Extracted entries =
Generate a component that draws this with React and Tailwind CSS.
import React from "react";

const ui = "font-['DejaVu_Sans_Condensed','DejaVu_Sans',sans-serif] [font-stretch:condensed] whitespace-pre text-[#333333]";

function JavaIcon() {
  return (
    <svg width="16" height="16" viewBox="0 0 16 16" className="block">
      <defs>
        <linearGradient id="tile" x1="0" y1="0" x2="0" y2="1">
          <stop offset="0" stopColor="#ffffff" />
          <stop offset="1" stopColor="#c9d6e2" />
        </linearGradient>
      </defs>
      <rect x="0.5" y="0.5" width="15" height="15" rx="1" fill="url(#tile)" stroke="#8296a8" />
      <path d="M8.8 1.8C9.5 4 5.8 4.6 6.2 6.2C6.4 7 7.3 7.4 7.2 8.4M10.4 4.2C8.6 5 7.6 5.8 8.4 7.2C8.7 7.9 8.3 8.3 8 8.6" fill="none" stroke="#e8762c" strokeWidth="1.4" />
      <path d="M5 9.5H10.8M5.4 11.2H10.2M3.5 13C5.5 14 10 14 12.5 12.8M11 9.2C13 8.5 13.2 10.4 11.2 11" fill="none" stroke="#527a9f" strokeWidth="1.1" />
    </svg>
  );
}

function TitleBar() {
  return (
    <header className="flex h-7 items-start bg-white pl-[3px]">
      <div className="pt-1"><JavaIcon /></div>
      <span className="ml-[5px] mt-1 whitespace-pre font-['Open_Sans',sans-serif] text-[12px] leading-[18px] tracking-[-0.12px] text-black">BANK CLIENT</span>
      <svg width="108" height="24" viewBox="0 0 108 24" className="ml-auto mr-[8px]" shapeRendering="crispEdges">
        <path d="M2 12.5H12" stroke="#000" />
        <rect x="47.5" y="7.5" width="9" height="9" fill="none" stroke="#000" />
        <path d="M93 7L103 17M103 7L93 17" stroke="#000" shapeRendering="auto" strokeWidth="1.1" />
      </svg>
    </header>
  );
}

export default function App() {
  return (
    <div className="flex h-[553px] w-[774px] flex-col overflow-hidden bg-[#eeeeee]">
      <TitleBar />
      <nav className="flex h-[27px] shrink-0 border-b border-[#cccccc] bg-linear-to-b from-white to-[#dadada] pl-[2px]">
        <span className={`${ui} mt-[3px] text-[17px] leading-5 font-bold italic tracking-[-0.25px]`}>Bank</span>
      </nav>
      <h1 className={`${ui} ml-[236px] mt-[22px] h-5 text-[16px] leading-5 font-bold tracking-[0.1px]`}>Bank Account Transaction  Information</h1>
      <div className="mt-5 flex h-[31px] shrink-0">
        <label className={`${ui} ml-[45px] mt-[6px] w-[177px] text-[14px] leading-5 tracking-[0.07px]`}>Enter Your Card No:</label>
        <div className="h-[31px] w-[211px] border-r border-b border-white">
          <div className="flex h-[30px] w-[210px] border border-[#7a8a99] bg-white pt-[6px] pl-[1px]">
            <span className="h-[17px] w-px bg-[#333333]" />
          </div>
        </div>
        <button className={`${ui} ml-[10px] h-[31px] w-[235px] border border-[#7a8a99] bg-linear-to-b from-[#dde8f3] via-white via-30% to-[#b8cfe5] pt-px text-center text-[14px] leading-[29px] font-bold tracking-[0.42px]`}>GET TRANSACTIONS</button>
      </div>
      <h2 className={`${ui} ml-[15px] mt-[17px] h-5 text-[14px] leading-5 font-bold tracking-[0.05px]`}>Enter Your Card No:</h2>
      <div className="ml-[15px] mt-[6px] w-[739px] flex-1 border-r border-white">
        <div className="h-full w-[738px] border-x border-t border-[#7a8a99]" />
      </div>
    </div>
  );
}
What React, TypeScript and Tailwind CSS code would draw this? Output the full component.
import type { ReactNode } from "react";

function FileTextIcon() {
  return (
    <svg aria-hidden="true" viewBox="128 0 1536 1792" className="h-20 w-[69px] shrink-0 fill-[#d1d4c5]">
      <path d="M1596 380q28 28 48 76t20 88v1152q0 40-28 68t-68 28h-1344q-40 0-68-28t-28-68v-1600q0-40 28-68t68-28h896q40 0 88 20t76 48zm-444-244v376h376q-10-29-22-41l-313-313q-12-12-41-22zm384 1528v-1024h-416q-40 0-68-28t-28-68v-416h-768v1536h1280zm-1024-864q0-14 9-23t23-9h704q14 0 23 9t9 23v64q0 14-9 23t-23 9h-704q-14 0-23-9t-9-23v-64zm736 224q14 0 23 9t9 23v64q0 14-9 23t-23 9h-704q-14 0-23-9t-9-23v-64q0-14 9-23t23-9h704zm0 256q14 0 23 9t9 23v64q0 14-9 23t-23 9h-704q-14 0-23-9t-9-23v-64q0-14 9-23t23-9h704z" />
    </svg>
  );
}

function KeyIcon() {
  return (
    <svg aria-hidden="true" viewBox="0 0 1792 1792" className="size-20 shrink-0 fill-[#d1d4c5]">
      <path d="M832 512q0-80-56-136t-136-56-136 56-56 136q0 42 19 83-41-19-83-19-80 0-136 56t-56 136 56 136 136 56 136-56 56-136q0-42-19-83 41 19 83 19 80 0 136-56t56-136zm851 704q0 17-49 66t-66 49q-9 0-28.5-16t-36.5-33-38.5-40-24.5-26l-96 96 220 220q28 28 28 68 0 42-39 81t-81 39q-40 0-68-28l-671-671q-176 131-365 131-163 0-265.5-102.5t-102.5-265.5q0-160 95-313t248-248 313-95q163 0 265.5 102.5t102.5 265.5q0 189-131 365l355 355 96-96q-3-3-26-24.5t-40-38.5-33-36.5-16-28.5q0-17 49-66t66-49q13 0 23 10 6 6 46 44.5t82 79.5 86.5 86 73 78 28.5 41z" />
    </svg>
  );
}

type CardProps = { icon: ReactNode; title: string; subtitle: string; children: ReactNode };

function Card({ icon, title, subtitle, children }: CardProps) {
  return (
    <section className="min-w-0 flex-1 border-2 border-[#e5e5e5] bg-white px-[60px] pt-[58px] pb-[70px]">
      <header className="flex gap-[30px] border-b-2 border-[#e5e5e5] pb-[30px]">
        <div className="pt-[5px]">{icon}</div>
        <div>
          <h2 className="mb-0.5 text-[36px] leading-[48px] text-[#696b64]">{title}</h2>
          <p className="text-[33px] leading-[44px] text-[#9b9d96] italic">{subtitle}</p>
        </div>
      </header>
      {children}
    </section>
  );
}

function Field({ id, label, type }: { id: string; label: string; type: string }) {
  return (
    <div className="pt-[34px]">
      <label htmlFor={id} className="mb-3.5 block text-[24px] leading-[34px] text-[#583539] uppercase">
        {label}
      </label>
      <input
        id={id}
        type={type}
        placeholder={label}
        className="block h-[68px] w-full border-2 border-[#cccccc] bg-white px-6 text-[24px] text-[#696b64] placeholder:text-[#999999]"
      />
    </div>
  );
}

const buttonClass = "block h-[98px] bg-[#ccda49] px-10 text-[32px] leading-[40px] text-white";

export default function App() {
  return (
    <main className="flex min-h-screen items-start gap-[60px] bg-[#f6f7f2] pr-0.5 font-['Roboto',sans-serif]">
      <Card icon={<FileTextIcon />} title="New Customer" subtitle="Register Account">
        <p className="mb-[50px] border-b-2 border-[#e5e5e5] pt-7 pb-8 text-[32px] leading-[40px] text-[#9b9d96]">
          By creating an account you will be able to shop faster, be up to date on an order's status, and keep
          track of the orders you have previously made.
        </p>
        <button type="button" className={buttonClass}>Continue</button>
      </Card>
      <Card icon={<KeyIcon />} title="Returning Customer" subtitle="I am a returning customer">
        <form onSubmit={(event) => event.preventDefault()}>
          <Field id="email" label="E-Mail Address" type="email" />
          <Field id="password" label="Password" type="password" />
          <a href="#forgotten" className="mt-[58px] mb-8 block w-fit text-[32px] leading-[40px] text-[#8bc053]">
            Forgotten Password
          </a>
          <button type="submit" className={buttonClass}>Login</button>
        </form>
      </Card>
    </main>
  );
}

Given problem =
Copy out every line from the records that has the word "full".

In response =
        <div className="h-full w-[738px] border-x border-t border-[#7a8a99]" />
What React, TypeScript and Tailwind CSS code would draw this? Output the full component.
        className="block h-[68px] w-full border-2 border-[#cccccc] bg-white px-6 text-[24px] text-[#696b64] placeholder:text-[#999999]"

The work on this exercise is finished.